*Short task*. Extract from the listing each line in which the word "styles" appears.

*Supplied information*.
===
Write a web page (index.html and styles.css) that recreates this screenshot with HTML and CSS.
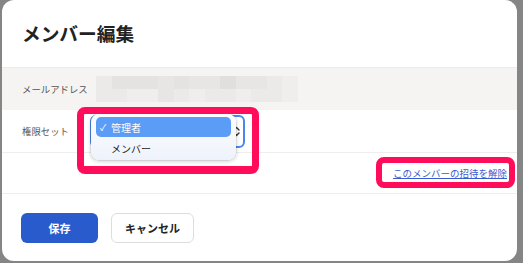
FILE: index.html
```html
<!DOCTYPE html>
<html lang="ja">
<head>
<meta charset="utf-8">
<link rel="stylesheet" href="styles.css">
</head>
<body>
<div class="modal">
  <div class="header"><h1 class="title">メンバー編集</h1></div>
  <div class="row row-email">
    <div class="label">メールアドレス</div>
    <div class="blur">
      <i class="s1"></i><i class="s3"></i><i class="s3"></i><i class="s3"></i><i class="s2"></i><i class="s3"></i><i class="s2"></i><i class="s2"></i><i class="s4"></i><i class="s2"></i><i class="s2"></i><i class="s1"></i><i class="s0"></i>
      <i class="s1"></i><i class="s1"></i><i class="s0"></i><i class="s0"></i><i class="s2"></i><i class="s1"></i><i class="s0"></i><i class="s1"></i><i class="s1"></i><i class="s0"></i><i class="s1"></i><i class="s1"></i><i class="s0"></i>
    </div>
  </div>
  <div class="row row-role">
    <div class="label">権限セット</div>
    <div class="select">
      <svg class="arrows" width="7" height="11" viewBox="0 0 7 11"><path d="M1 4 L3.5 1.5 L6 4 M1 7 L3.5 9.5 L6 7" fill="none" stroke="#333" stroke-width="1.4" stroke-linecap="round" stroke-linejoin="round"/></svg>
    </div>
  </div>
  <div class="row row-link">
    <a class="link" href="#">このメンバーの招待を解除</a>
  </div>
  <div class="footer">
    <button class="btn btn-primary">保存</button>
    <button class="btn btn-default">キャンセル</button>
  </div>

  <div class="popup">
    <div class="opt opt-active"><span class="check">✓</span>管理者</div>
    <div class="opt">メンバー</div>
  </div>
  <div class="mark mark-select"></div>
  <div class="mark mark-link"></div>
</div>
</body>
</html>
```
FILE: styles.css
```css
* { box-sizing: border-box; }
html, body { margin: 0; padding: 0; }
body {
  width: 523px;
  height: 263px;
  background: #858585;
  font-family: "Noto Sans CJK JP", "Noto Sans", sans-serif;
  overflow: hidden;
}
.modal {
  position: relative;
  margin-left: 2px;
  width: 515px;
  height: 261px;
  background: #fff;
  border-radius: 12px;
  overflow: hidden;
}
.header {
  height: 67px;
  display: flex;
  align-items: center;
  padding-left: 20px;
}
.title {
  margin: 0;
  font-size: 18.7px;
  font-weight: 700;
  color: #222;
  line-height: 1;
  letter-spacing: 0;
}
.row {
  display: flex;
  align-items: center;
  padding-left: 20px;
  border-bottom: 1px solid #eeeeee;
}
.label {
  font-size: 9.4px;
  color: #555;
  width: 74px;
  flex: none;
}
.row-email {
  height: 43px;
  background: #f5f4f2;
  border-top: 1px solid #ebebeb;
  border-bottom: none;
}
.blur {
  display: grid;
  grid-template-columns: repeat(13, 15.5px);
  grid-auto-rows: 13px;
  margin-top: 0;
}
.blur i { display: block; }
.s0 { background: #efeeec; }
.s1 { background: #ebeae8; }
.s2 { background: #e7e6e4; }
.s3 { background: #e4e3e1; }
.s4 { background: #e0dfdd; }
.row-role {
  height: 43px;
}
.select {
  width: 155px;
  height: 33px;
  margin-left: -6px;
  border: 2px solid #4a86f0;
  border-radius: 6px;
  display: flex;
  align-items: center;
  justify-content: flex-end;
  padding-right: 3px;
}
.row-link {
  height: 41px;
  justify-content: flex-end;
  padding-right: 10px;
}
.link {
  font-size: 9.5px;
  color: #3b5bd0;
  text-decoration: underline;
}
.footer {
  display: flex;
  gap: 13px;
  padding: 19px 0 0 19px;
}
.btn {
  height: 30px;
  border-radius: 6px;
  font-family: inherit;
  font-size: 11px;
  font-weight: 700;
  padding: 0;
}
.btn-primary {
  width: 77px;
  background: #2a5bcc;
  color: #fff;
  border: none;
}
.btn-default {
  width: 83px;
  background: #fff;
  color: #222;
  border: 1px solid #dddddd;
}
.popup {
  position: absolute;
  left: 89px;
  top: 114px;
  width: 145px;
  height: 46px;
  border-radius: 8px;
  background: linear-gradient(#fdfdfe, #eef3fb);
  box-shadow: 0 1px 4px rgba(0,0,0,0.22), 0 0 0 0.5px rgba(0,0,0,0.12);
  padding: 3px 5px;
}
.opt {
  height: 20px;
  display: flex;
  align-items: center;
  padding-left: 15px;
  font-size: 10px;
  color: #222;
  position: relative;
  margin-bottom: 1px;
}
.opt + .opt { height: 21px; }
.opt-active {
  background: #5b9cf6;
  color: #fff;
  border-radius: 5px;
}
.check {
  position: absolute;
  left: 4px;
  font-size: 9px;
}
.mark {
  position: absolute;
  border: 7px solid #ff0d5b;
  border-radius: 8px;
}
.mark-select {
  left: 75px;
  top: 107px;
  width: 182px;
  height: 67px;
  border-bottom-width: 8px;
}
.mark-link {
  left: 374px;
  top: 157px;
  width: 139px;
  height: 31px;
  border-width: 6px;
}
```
===
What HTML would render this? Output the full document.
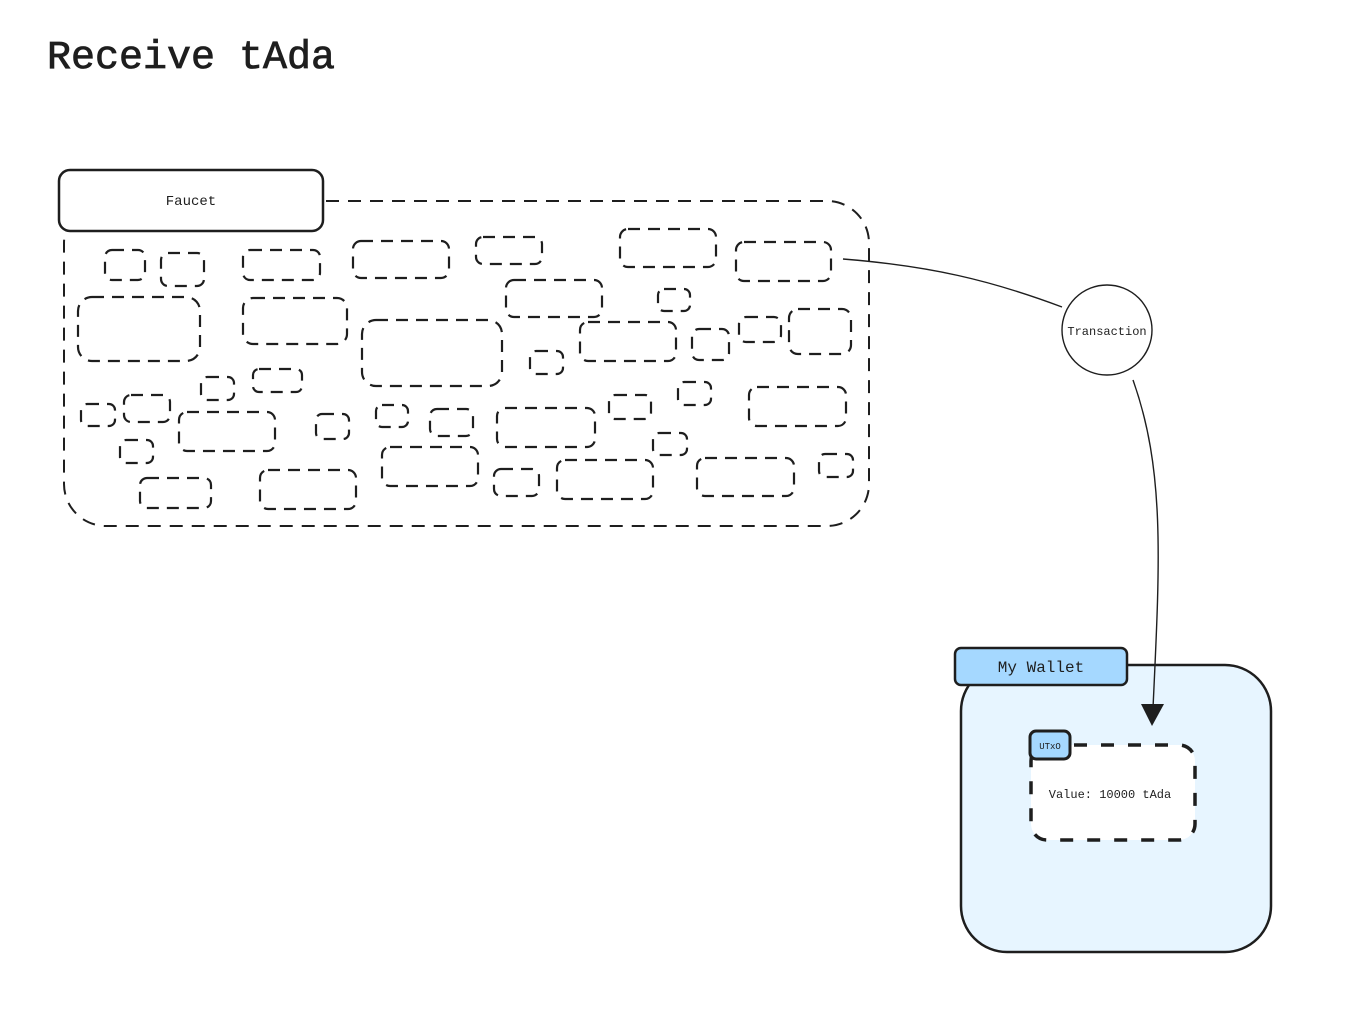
===
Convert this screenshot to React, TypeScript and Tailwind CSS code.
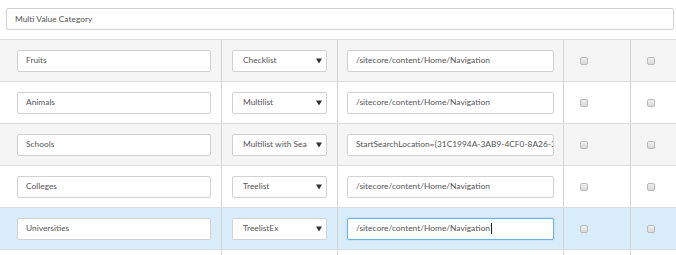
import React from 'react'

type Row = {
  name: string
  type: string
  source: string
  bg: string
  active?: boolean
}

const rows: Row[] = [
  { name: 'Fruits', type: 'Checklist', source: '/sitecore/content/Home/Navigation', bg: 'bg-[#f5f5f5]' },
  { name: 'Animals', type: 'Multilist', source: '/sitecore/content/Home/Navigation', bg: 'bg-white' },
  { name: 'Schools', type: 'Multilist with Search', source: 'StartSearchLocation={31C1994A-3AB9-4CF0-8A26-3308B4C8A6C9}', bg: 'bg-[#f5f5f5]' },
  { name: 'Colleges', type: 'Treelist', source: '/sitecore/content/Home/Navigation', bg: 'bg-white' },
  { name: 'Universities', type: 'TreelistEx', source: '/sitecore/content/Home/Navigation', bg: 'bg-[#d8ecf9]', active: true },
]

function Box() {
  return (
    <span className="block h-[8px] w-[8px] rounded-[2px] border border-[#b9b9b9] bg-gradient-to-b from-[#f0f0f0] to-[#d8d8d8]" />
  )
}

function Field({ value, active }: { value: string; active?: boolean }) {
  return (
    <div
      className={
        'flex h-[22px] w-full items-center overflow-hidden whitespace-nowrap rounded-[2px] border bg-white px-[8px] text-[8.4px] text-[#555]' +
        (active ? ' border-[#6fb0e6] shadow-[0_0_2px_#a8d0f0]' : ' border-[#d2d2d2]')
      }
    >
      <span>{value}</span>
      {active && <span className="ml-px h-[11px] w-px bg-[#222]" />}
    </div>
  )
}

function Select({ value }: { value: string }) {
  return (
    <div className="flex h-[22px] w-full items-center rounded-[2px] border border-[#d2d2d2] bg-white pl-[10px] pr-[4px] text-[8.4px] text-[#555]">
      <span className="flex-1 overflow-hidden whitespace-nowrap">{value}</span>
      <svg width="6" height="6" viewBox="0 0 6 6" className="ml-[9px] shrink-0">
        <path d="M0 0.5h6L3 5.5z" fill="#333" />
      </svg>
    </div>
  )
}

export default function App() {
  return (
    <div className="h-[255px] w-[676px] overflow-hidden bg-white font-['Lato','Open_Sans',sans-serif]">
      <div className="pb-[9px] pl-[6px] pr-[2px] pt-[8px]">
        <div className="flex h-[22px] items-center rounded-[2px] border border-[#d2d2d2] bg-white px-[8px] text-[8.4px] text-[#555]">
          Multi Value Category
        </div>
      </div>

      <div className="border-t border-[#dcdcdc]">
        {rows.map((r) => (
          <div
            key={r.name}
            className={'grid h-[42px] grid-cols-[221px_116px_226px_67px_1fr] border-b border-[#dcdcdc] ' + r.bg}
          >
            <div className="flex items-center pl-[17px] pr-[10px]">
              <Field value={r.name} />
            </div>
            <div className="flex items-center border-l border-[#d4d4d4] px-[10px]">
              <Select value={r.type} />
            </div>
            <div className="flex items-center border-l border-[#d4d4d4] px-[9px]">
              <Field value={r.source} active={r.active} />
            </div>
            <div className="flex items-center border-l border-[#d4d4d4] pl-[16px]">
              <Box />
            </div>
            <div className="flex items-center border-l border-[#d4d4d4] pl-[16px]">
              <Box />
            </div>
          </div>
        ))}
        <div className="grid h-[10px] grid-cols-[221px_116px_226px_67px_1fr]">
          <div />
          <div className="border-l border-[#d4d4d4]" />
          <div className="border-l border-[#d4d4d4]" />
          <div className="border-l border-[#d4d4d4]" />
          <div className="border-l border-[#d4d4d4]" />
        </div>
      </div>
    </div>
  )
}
===
*Complete response*.
Write a web page (index.html and styles.css) that recreates this screenshot with HTML and CSS.
<link rel="stylesheet" href="styles.css">
FILE: styles.css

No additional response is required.